Discussion in 'Economics' started by lemeeeplay, Feb 9, 2009.

  1. I understand your position, but you have to understand the components of the gold price.
    All commodities eventually wind up selling for the cost of their extraction plus some small premium that makes it economically viable to get the stuff. Every dollar over that small premium amounts to speculation on the commodity in question's price rising in the future due to some circumstance that makes it more valuable, which in the case of any other commodity means some new use for it that will make it more valuable, or some looming shortage due to, as in oil last year, the depletion of the resource.
    In the case of gold, the price tends towards the residual premium unless there is, as Bernard Baruch once put it, "a question about the currency".
    Call it atavistic, barbaric, or whatever other adjective you want, people will gravitate towards gold in times of crisis because it represents value. It probably costs, these days, somewhere between 400 to 600 dollars an ounce to extract gold. Given that, every dollar over, say, 660 or so represents a premium that gold buyers are willing to pay because, in these times, there is that question about the currency. Every single one.
    The spot market in gold doesn't measure jewelry demand: it measures confidence in the world's currencies, which is another way of saying that it measures confidence in how the world is being governed, since currencies are, in this day and age, purely a product issued by the governments of the world.
    The gold price has a persistent premium on it because the world, in its collective judgment, thinks the world's governments are not up to the challenges facing them.
    A floating gold price doesn't really float: the world's currencies are still being measured in terms of gold, which is why there is, in normal times, a strong negative correlation between the gold price and the price of the world's reserve currency, which for the time being is the dollar. In terms of the gold price, then, all currencies are depreciating. Which explains how a floating gold price is nevertheless consonant with a gold standard.
    In short, the gold standard never really went away. It just went underground.
     
    #21     Feb 15, 2009
  2. No. This creates more problems than it solves.
     
    #22     Feb 15, 2009
  3. achilles28

    achilles28

    No. It doesn't.
     
    #23     Feb 15, 2009
  4. TraderD

    TraderD

    The whole world runs on real grain, real gazoline, real labor. Why can't it run on real medium of exchange??? You can't put a fractional gaz in your car...

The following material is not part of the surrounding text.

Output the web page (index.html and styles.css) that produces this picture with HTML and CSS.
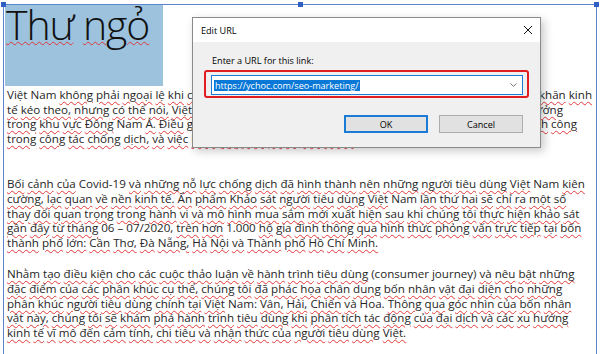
FILE: index.html
```html
<!DOCTYPE html>
<html lang="vi">
<head>
<meta charset="utf-8">
<title>Edit URL</title>
<link rel="stylesheet" href="styles.css">
</head>
<body>
<div class="frame">
  <span class="handle h-l"></span>
  <span class="handle h-m"></span>
  <span class="handle h-r"></span>

  <h1 class="title"><u>Thư</u> <u>ngỏ</u></h1>

  <div class="para p1">
    <div class="ln split ln-1"><span>Việt Nam <u>không</u> <u>phải</u> <u>ngoại</u> <u>lệ</u> <u>khi</u> <u>chịu</u> <u>ảnh</u> <u>hưởng</u> <u>nặng</u> <u>nề</u> <u>của</u> <u>đại</u> <u>dịch</u> Covid-19 <u>và</u> <u>những</u> <u>khó</u></span><span><u>khăn</u> <u>kinh</u></span></div>
    <div class="ln split ln-2"><span><u>tế</u> <u>kéo</u> <u>theo,</u> <u>nhưng</u> <u>có</u> <u>thể</u> <u>nói,</u> <u>Việt</u> Nam <u>là</u> <u>một</u> <u>trong</u> <u>số</u> <u>ít</u> <u>quốc</u> <u>gia</u> <u>có</u> <u>nền</u> <u>kinh</u> <u>tế</u> <u>vẫn</u> <u>tăng</u></span><span><u>trưởng</u></span></div>
    <div class="ln split ln-3"><span><u>trong</u> <u>khu</u> <u>vực</u> <u>Đông</u> Nam <u>Á.</u> <u>Điều</u> <u>góp</u> <u>phần</u> <u>tạo</u> <u>nên</u> <u>sự</u> <u>khác</u> <u>biệt</u> <u>này</u> <u>đến</u> <u>từ</u> <u>sự</u></span><span><u>thành</u> <u>công</u></span></div>
    <div class="ln"><u>trong</u> <u>công</u> <u>tác</u> <u>chống</u> <u>dịch,</u> <u>và</u> <u>việc</u> <u>kiểm</u> <u>soát</u> <u>dịch</u> <u>bệnh</u> <u>hiệu</u> <u>quả.</u></div>
  </div>

  <p class="para p2"><u>Bối</u> <u>cảnh</u> <u>của</u> Covid-19 <u>và</u> <u>những</u> <u>nỗ</u> <u>lực</u> <u>chống</u> <u>dịch</u> <u>đã</u> <u>hình</u> <u>thành</u> <u>nên</u> <u>những</u> <u>người</u> <u>tiêu</u> <u>dùng</u> <u>Việt</u> Nam <u>kiên</u><br>
<u>cường,</u> <u>lạc</u> <u>quan</u> <u>về</u> <u>nền</u> <u>kinh</u> <u>tế.</u> <u>Ấn</u> <u>phẩm</u> <u>Khảo</u> <u>sát</u> <u>người</u> <u>tiêu</u> <u>dùng</u> <u>Việt</u> Nam <u>lần</u> <u>thứ</u> <u>hai</u> <u>sẽ</u> <u>chỉ</u> <u>ra</u> <u>một</u> <u>số</u><br>
<u>thay</u> <u>đổi</u> <u>quan</u> <u>trọng</u> <u>trong</u> <u>hành</u> <u>vi</u> <u>và</u> <u>mô</u> <u>hình</u> <u>mua</u> <u>sắm</u> <u>mới</u> <u>xuất</u> <u>hiện</u> <u>sau</u> <u>khi</u> <u>chúng</u> <u>tôi</u> <u>thực</u> <u>hiện</u> <u>khảo</u> <u>sát</u><br>
<u>gần</u> <u>đây</u> <u>từ</u> <u>tháng</u> 06 – 07/2020, <u>trên</u> <u>hơn</u> 1.000 <u>hộ</u> <u>gia</u> <u>đình</u> <u>thông</u> <u>qua</u> <u>hình</u> <u>thức</u> <u>phỏng</u> <u>vấn</u> <u>trực</u> <u>tiếp</u> <u>tại</u> <u>bốn</u><br>
<u>thành</u> <u>phố</u> <u>lớn:</u> <u>Cần</u> <u>Thơ,</u> <u>Đà</u> <u>Nẵng,</u> <u>Hà</u> <u>Nội</u> <u>và</u> <u>Thành</u> <u>phố</u> <u>Hồ</u> <u>Chí</u> <u>Minh.</u></p>

  <p class="para p3"><u>Nhằm</u> <u>tạo</u> <u>điều</u> <u>kiện</u> <u>cho</u> <u>các</u> <u>cuộc</u> <u>thảo</u> <u>luận</u> <u>về</u> <u>hành</u> <u>trình</u> <u>tiêu</u> <u>dùng</u> (consumer journey) <u>và</u> <u>nêu</u> <u>bật</u> <u>những</u><br>
<u>đặc</u> <u>điểm</u> <u>của</u> <u>các</u> <u>phân</u> <u>khúc</u> <u>cụ</u> <u>thể,</u> <u>chúng</u> <u>tôi</u> <u>đã</u> <u>phác</u> <u>họa</u> <u>chân</u> <u>dung</u> <u>bốn</u> <u>nhân</u> <u>vật</u> <u>đại</u> <u>diện</u> <u>cho</u> <u>những</u><br>
<u>phân</u> <u>khúc</u> <u>người</u> <u>tiêu</u> <u>dùng</u> <u>chính</u> <u>tại</u> <u>Việt</u> Nam: <u>Vân,</u> <u>Hải,</u> <u>Chiến</u> <u>và</u> Hoa. <u>Thông</u> <u>qua</u> <u>góc</u> <u>nhìn</u> <u>của</u> <u>bốn</u> <u>nhân</u><br>
<u>vật</u> <u>này,</u> <u>chúng</u> <u>tôi</u> <u>sẽ</u> <u>khám</u> <u>phá</u> <u>hành</u> <u>trình</u> <u>tiêu</u> <u>dùng</u> <u>khi</u> <u>phân</u> <u>tích</u> <u>tác</u> <u>động</u> <u>của</u> <u>đại</u> <u>dịch</u> <u>và</u> <u>các</u> <u>xu</u> <u>hướng</u><br>
<u>kinh</u> <u>tế</u> <u>vĩ</u> <u>mô</u> <u>đến</u> <u>cảm</u> <u>tính,</u> <u>chi</u> <u>tiêu</u> <u>và</u> <u>nhận</u> <u>thức</u> <u>của</u> <u>người</u> <u>tiêu</u> <u>dùng</u> <u>Việt.</u></p>
</div>

<div class="dialog" role="dialog" aria-label="Edit URL">
  <div class="dlg-title">
    <span>Edit URL</span>
    <svg class="close" width="10" height="10" viewBox="0 0 10 10"><path d="M1 1 L9 9 M9 1 L1 9" stroke="#111" stroke-width="1" fill="none"/></svg>
  </div>
  <div class="dlg-body">
    <div class="label">Enter a URL for this link:</div>
    <div class="highlight">
      <div class="input">
        <span class="sel">https://ychoc.com/seo-marketing/</span>
        <svg class="chev" width="7" height="4" viewBox="0 0 7 4"><path d="M0.5 0.5 L3.5 3.3 L6.5 0.5" stroke="#666" stroke-width="0.9" fill="none"/></svg>
      </div>
    </div>
    <div class="buttons">
      <div class="btn btn-default">OK</div>
      <div class="btn">Cancel</div>
    </div>
  </div>
</div>
</body>
</html>
```
FILE: styles.css
```css
html, body {
  margin: 0;
  height: 100%;
  overflow: hidden;
  background: #ffffff;
}

body {
  font-family: "Open Sans", "Noto Sans", sans-serif;
  color: #222222;
  position: relative;
}

.frame {
  position: relative;
  margin: 4px 0 0 3px;
  width: 594px;
  height: 350px;
  box-sizing: border-box;
  border: 1px solid #5c84cf;
  border-bottom: 0;
  padding-left: 1px;
}

.handle {
  position: absolute;
  top: -3px;
  width: 5px;
  height: 5px;
  background: #2f61c2;
}
.h-l { left: -3px; }
.h-m { left: 294px; }
.h-r { right: -3px; }

.title {
  margin: 0;
  width: 158px;
  height: 81px;
  background: #9cc2de;
  font-size: 41px;
  font-weight: 300;
  letter-spacing: -1.1px;
  line-height: 38px;
  color: #111111;
  white-space: nowrap;
  padding-left: 1px;
  box-sizing: border-box;
}

u {
  text-decoration-line: underline;
  text-decoration-style: wavy;
  text-decoration-color: #e0393b;
  text-decoration-thickness: 1px;
  text-underline-offset: 2px;
}

.title u {
  text-underline-offset: 1px;
}

.para {
  margin: 0;
  padding-left: 2px;
  font-size: 11.6px;
  line-height: 14.6px;
  white-space: nowrap;
  color: #262626;
}

.p1 { margin-top: 2px; }
.p2 { margin-top: 31px; }
.p3 { margin-top: 17px; }

/* lines of the first paragraph; the split ones end at the reference's right edge */
.ln {
  display: block;
}
.split {
  display: flex;
  justify-content: space-between;
}
.ln-1 { width: 585px; }
.ln-2 { width: 556px; }
.ln-3 { width: 570px; }

/* Dialog */
.dialog {
  position: absolute;
  left: 192px;
  top: 17px;
  width: 349px;
  height: 131px;
  box-sizing: border-box;
  border: 1px solid #8a8a8a;
  background: #f0f0f0;
  box-shadow: 3px 3px 9px rgba(0, 0, 0, 0.22);
  font-family: "Open Sans", "Noto Sans", sans-serif;
  font-size: 9.1px;
  color: #000000;
  display: flex;
  flex-direction: column;
}

.dlg-title {
  height: 24px;
  background: #ffffff;
  display: flex;
  align-items: center;
  justify-content: space-between;
  padding: 0 8px 0 8px;
}

.close {
  display: block;
  margin-right: -1px;
}

.dlg-body {
  flex: 1;
  padding: 13px 11px 0 11px;
  display: flex;
  flex-direction: column;
}

.label {
  line-height: 12px;
  padding-left: 8px;
}

.highlight {
  margin-top: 3px;
  height: 28px;
  box-sizing: border-box;
  border: 2px solid #e01e22;
  border-radius: 3px;
  padding: 3px 4px 1px 5px;
}

.input {
  height: 20px;
  box-sizing: border-box;
  border: 1px solid #1b7bd6;
  background: #ffffff;
  display: flex;
  align-items: center;
  justify-content: space-between;
  padding: 0 5px 0 2px;
}

.sel {
  background: #0a78d7;
  color: #ffffff;
  line-height: 11px;
  padding: 0 1px;
}

.chev {
  display: block;
}

.buttons {
  margin-top: 17px;
  margin-right: 6px;
  display: flex;
  justify-content: flex-end;
  gap: 11px;
}

.btn {
  width: 84px;
  height: 18px;
  box-sizing: border-box;
  border: 1px solid #adadad;
  background: #e1e1e1;
  display: flex;
  align-items: center;
  justify-content: center;
}

.btn-default {
  border-color: #1a7ad6;
  box-shadow: inset 0 0 0 1px #1a7ad6;
}
```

    Sugar crash is different from crack crash....
     
    #24     Feb 15, 2009
  5. Here we go again.
    Fractional reserve banking has always been a part of capitalism. Take it away, and we're back to the Middle Ages.
    Islam still prohibits interest on money, which is of course the product of fractional reserve lending. It does it for the same Medieval reason that it was prohibited under Christianity: time belongs to God.
    I will concede that you can't kill time without injuring eternity, but fractional reserve lending is as much a part of free markets as limited liability companies, forward selling of commodities, and a host of other practices that the ignorant think are unwise, but that the educated know are absolutely vital to a functioning market economy.
     
    #25     Feb 15, 2009
  6. Stosh

    Stosh

    If we posit that the UNDERLYING ENABLER of the severe financial crisis that we are in is due to cheap credit of previous years, didn't the fractional reserve sytem allow parlaying of deposits and capital to the extremes which largely caused this mess? Perhaps a more constrained, and more objective, monetary system, though not perfect, wouldn't have allowed such a bust. Stosh
     
    #26     Feb 15, 2009
  7. moo

    moo

    Even worse, they are corrupt. Money and power corrupts. And not just the leaders, or "masters", but everyone. Most Americans, as well as other nations, have been corrupted by this easy credit and free fiat money. People are addicted to debt, and that must change.

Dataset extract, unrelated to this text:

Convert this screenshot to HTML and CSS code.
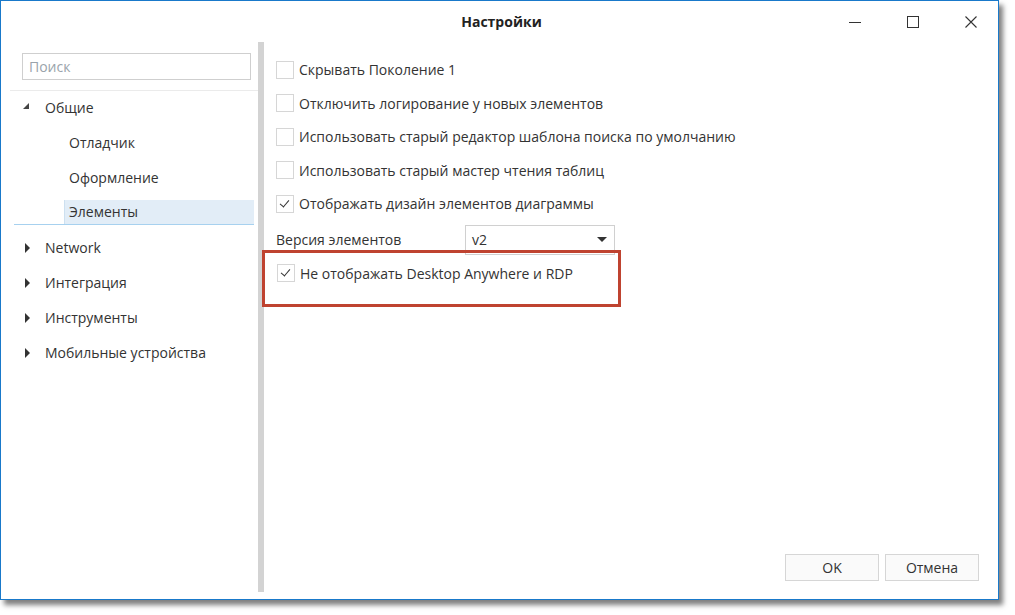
FILE: index.html
```html
<!DOCTYPE html>
<html lang="ru">
<head>
  <meta charset="UTF-8">
  <title>Настройки</title>
  <link rel="stylesheet" href="styles.css">
</head>
<body>
  <div class="window">
    <!-- Title bar -->
    <div class="titlebar">
      <div class="title">Настройки</div>
      <div class="caption-btns">
        <span class="cap-btn">
          <svg width="14" height="14" viewBox="0 0 14 14"><path d="M1 7.5h12" stroke="#333" stroke-width="1"/></svg>
        </span>
        <span class="cap-btn">
          <svg width="14" height="14" viewBox="0 0 14 14"><rect x="1.5" y="1.5" width="11" height="11" fill="none" stroke="#333" stroke-width="1"/></svg>
        </span>
        <span class="cap-btn">
          <svg width="14" height="14" viewBox="0 0 14 14"><path d="M1.5 1.5l11 11M12.5 1.5l-11 11" stroke="#333" stroke-width="1.1"/></svg>
        </span>
      </div>
    </div>

    <div class="content">
      <!-- Left tree -->
      <div class="sidebar">
        <div class="search-wrap">
          <input type="text" class="search" placeholder="Поиск">
        </div>
        <ul class="tree">
          <li class="node">
            <span class="arrow expanded"></span>Общие
          </li>
          <li class="node child">Отладчик</li>
          <li class="node child">Оформление</li>
          <li class="node child selected"><span class="sel-fill">Элементы</span></li>
          <li class="node"><span class="arrow"></span>Network</li>
          <li class="node"><span class="arrow"></span>Интеграция</li>
          <li class="node"><span class="arrow"></span>Инструменты</li>
          <li class="node"><span class="arrow"></span>Мобильные устройства</li>
        </ul>
      </div>

      <div class="splitter"></div>

      <!-- Settings panel -->
      <div class="panel">
        <div class="options">
          <label class="opt"><span class="box"></span>Скрывать Поколение 1</label>
          <label class="opt"><span class="box"></span>Отключить логирование у новых элементов</label>
          <label class="opt"><span class="box"></span>Использовать старый редактор шаблона поиска по умолчанию</label>
          <label class="opt"><span class="box"></span>Использовать старый мастер чтения таблиц</label>
          <label class="opt"><span class="box checked"></span>Отображать дизайн элементов диаграммы</label>
          <div class="field">
            <span class="field-label">Версия элементов</span>
            <div class="select">
              <span>v2</span>
              <span class="caret"></span>
            </div>
          </div>
          <div class="highlight">
            <label class="opt"><span class="box checked"></span>Не отображать Desktop Anywhere и RDP</label>
          </div>
        </div>
        <div class="actions">
          <button class="btn">OK</button>
          <button class="btn">Отмена</button>
        </div>
      </div>
    </div>
  </div>
</body>
</html>
```

FILE: styles.css
```css
/* Base */
* {
  box-sizing: border-box;
  margin: 0;
  padding: 0;
}
body {
  width: 1015px;
  height: 615px;
  background: #fff;
  font-family: "Open Sans", "Noto Sans", sans-serif;
  font-size: 14px;
  color: #333;
  overflow: hidden;
}
/* Window frame */
.window {
  width: 999px;
  height: 600px;
  border: 1px solid #1979ca;
  background: #fff;
  box-shadow: 4px 5px 5px rgba(0, 0, 0, 0.5);
  display: flex;
  flex-direction: column;
}
.titlebar {
  height: 41px;
  position: relative;
  display: flex;
  align-items: center;
  justify-content: center;
}
.title {
  font-weight: bold;
  font-size: 14px;
  color: #222;
  margin-left: 4px;
}
.caption-btns {
  position: absolute;
  right: 20px;
  top: 14px;
  display: flex;
  gap: 44px;
}
.cap-btn {
  width: 14px;
  height: 14px;
  display: block;
}
.cap-btn svg {
  display: block;
}
.content {
  flex: 1;
  display: flex;
  min-height: 0;
  padding-bottom: 7px;
}
/* Sidebar */
.sidebar {
  width: 257px;
  padding-left: 9px;
}
.search-wrap {
  padding: 11px 7px 10px 12px;
  border-bottom: 1px solid #ebebeb;
}
.search {
  width: 229px;
  height: 27px;
  border: 1px solid #cfcfcf;
  padding: 0 6px;
  font-family: inherit;
  font-size: 14px;
  color: #333;
  outline: none;
}
.search::placeholder {
  color: #9aa3ab;
}
.tree {
  list-style: none;
  padding-top: 4px;
}
.node {
  height: 25px;
  line-height: 25px;
  margin-bottom: 10px;
  padding-left: 35px;
  position: relative;
  white-space: nowrap;
}
.node.child {
  padding-left: 59px;
}
.arrow {
  position: absolute;
  left: 15px;
  top: 8px;
  width: 0;
  height: 0;
  border-top: 5px solid transparent;
  border-bottom: 5px solid transparent;
  border-left: 5px solid #333;
}
.arrow.expanded {
  left: 13px;
  top: 8px;
  border-top: 0;
  border-left: 6px solid transparent;
  border-bottom: 6px solid #444;
}
.node.selected {
  margin-left: 4px;
  padding-left: 50px;
  border-bottom: 1px solid #a7d1ef;
  width: 240px;
  height: 25px;
  line-height: 24px;
}
.sel-fill {
  display: block;
  height: 24px;
  background: #e2edf7;
  border-left: 1px solid #cde0f0;
  padding-left: 4px;
}
/* Splitter */
.splitter {
  width: 6px;
  background: #d3d3d3;
}
/* Right panel */
.panel {
  flex: 1;
  display: flex;
  flex-direction: column;
  justify-content: space-between;
  padding: 17px 19px 11px 12px;
}
.options {
  display: flex;
  flex-direction: column;
}
.opt {
  display: flex;
  align-items: center;
  height: 21px;
  margin-bottom: 12.5px;
  white-space: nowrap;
}
.box {
  width: 18px;
  height: 18px;
  border: 1px solid #d6d6d6;
  background: #fff;
  margin-right: 5px;
  position: relative;
  flex-shrink: 0;
}
.box.checked::after {
  content: "";
  position: absolute;
  left: 5px;
  top: 2px;
  width: 4px;
  height: 8px;
  border-right: 1.5px solid #333;
  border-bottom: 1.5px solid #333;
  transform: rotate(40deg);
}
.field {
  display: flex;
  align-items: center;
  height: 30px;
  margin-top: -2px;
}
.field-label {
  width: 189px;
}
.select {
  width: 150px;
  height: 30px;
  border: 1px solid #d0d0d0;
  display: flex;
  align-items: center;
  justify-content: space-between;
  padding: 0 7px 0 6px;
}
.caret {
  width: 0;
  height: 0;
  border-left: 5px solid transparent;
  border-right: 5px solid transparent;
  border-top: 5px solid #333;
}
/* Annotation box */
.highlight {
  position: relative;
  margin: -5px 0 0 -14px;
  width: 359px;
  height: 57px;
  border: 3px solid #bf4330;
  padding: 10px 0 0 12px;
}
.highlight .opt {
  margin-bottom: 0;
}
/* Buttons */
.actions {
  display: flex;
  justify-content: flex-end;
  gap: 6px;
}
.btn {
  width: 94px;
  height: 27px;
  border: 1px solid #d6d6d6;
  background: #fafafa;
  font-family: inherit;
  font-size: 14px;
  color: #333;
}
```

    We had the Great Depression due to the big bubble caused by fiat money and fractional reserve banking, and now we are going to have the Greater Depression due to an even more massive bubble. Will people ever learn? From history we know the answer is always NO.

    The politicians will continue to try one easy fix after another, which will all fail, because they don't dare or understand to try the real cure: eliminate excessive debt and its cause, the absurd FRB system.
     
    #27     Feb 16, 2009
  8. moo

    moo

    Of course the government does not set the price of gold, it is set by the market. All the government needs to do is to get completely out of the way after outlawing FRB (which is fraud anyway). Gold will naturally rise to the role of money, because it is best suited for it (perhaps aided by silver). I was only speculating that if this were to happen, the price of gold in today's fiat money would have to rise at least tenfold.

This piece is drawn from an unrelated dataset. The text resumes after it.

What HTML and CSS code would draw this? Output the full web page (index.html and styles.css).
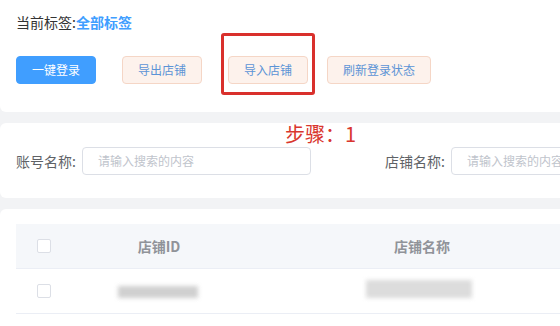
FILE: index.html
```html
<!DOCTYPE html>
<html lang="zh">
<head>
<meta charset="utf-8">
<link rel="stylesheet" href="styles.css">
</head>
<body>
<div class="page">
  <section class="card card-top">
    <div class="tag-line">当前标签:<span class="tag-all">全部标签</span></div>
    <div class="btn-row">
      <button class="btn btn-primary">一键登录</button>
      <button class="btn btn-plain b2">导出店铺</button>
      <button class="btn btn-plain b3">导入店铺</button>
      <button class="btn btn-plain b4">刷新登录状态</button>
    </div>
  </section>
  <section class="card card-search">
    <label class="field-label">账号名称:</label>
    <div class="input in1">请输入搜索的内容</div>
    <label class="field-label l2">店铺名称:</label>
    <div class="input in2">请输入搜索的内容</div>
  </section>
  <section class="card card-table">
    <div class="table">
      <div class="tr th">
        <div class="cell c-check"><span class="checkbox"></span></div>
        <div class="cell c-id">店铺ID</div>
        <div class="cell c-name">店铺名称</div>
      </div>
      <div class="tr td">
        <div class="cell c-check"><span class="checkbox"></span></div>
        <div class="cell c-id"><span class="blur blur-id"></span></div>
        <div class="cell c-name"><span class="blur blur-name"></span></div>
      </div>
    </div>
  </section>
  <div class="highlight-box"></div>
  <div class="step-note">步骤：1</div>
</div>
</body>
</html>
```
FILE: styles.css
```css
html, body {
  margin: 0;
  padding: 0;
  overflow: hidden;
  background: #f2f3f5;
  font-family: "Noto Sans CJK SC", "Microsoft YaHei", sans-serif;
}
.page {
  position: relative;
  width: 640px;
}
.card {
  background: #fff;
  border-radius: 6px;
  margin-bottom: 11px;
  box-sizing: border-box;
}
.card-top {
  border-radius: 0 0 6px 6px;
  padding: 12px 16px 28px;
  height: 112px;
}
.tag-line {
  font-size: 14px;
  line-height: 20px;
  color: #333;
}
.tag-all {
  color: #409eff;
  font-weight: bold;
}
.btn-row {
  display: flex;
  margin-top: 24px;
}
.btn {
  height: 28px;
  box-sizing: border-box;
  font-family: inherit;
  font-size: 12px;
  border-radius: 4px;
  padding: 0;
  width: 80px;
  line-height: 26px;
}
.btn-primary {
  background: #409eff;
  border: 1px solid #409eff;
  color: #fff;
}
.btn-plain {
  background: #fdf2ec;
  border: 1px solid #f5d6c6;
  color: #5c94d6;
}
.b2 { margin-left: 26px; }
.b3 { margin-left: 26px; }
.b4 { margin-left: 19px; width: 104px; }
.card-search {
  height: 75px;
  padding: 24px 0 0 16px;
  display: flex;
  align-items: flex-start;
}
.field-label {
  font-size: 14px;
  line-height: 28px;
  color: #606266;
  white-space: nowrap;
  flex-shrink: 0;
  width: 60px;
  margin-right: 6px;
}
.l2 {
  margin-left: 74px;
}
.input {
  flex-shrink: 0;
  height: 28px;
  box-sizing: border-box;
  border: 1px solid #dcdfe6;
  border-radius: 4px;
  font-size: 12px;
  line-height: 26px;
  color: #c0c4cc;
  padding-left: 15px;
  width: 229px;
  white-space: nowrap;
  overflow: hidden;
}
.card-table {
  padding: 15px 16px 0;
  height: 140px;
}
.tr {
  display: grid;
  grid-template-columns: 55px 176px 350px;
  border-bottom: 1px solid #ebeef5;
  align-items: center;
}
.th {
  height: 44px;
  background: #f5f7fa;
  color: #909399;
  font-weight: bold;
  font-size: 14px;
}
.td {
  height: 45px;
  box-sizing: border-box;
}
.cell {
  text-align: center;
}
.c-check {
  display: flex;
  justify-content: center;
}
.checkbox {
  display: block;
  width: 14px;
  height: 14px;
  box-sizing: border-box;
  border: 1px solid #dcdfe6;
  border-radius: 2px;
  background: #fff;
}
.blur {
  display: inline-block;
  background: #c8c8c8;
  filter: blur(2px);
  opacity: 0.85;
}
.blur-id {
  width: 80px;
  height: 12px;
  margin-right: 2px;
}
.blur-name {
  width: 106px;
  height: 18px;
  margin-right: 6px;
  background: #d6d6d6;
}
.highlight-box {
  position: absolute;
  left: 221px;
  top: 33px;
  width: 94px;
  height: 62px;
  box-sizing: border-box;
  border: 3px solid #d9302c;
  border-radius: 3px;
}
.step-note {
  position: absolute;
  left: 285px;
  top: 121px;
  font-size: 20px;
  line-height: 26px;
  color: #d9362e;
}
```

    That fear is completely unfounded. The annual production of gold is minimal to the total stocks available (because all gold ever mined stays in use, unlike oil which is consumed). No miner, nor all the gold miners combined can have any noticable effect on the price of gold ever.

    Besides, even OPEC has been totally inept in controlling the price of oil, as should be very obvious after the recent crash.

    You're right in saying that the gold miners will get rich, if gold were to become money again. But this is just a one-time bonanza. New gold mines will have to use poorer ore, so increased costs will eat up a big part of those dreamed (or feared) profits. Gold mining would be a booming industry, but still no new "masters of the universe" there.
     
    #28     Feb 16, 2009
  9. Not only ignorant...

    Banks cannot lend without fractional reserves to anyone but to those who have an equivalent amount to put down as security. Otherwise interest rates must be extremely high to compansate for the risk. Abolishing fractional reserves is equivalent to making sure that the rich will always remain rich and the poor will always remain poor...

    which I think is the hidden agenda of some of those who propose abolishment of fractional reserves, the rest are ignorant fanatic followers.
     
    #29     Feb 16, 2009
  10. Maybe I'm simply a ignorant fanatic, but why FRL should help a poor to become richer?
    I'm sure it is true that a non-FRL system will make credit more difficult to obtain. But we can find a way to make this relative more scarcity hits only who use that money to consume or speculate.
    The only way in which credit can help people to alleviate their poverty, IMHO, is when help them to find a productive way to making a live. And that credit can be backed by state or simply by savers who accept a share in their venture. Moreover, I believe no more difficulties than today will arise for innovators who're trying to improve our wealth by the use of their inventive.
    Surely most people making a live manipulating credit will have to find a new job (maybe Business Angels and venture capitalist?), but this will raise the output and make all, including them, more rich. Someone could be not as able in new needed jobs as was before, thus becoming less profitable, but in a zero-sum game -and I believe FRL is worst than that- who cares?

    IMHO we should start to foster people who're working on creative side of economy (ie improving productivity by process/product/organization innovations) than continue to incensate who is working only on distributive side of economy, moving wealth from who creates it to someone else. And to be cristal clear, I believe there are a lot of legitimate jobs on that side even for who manage money for living, including banks (but a "little" different type than today's).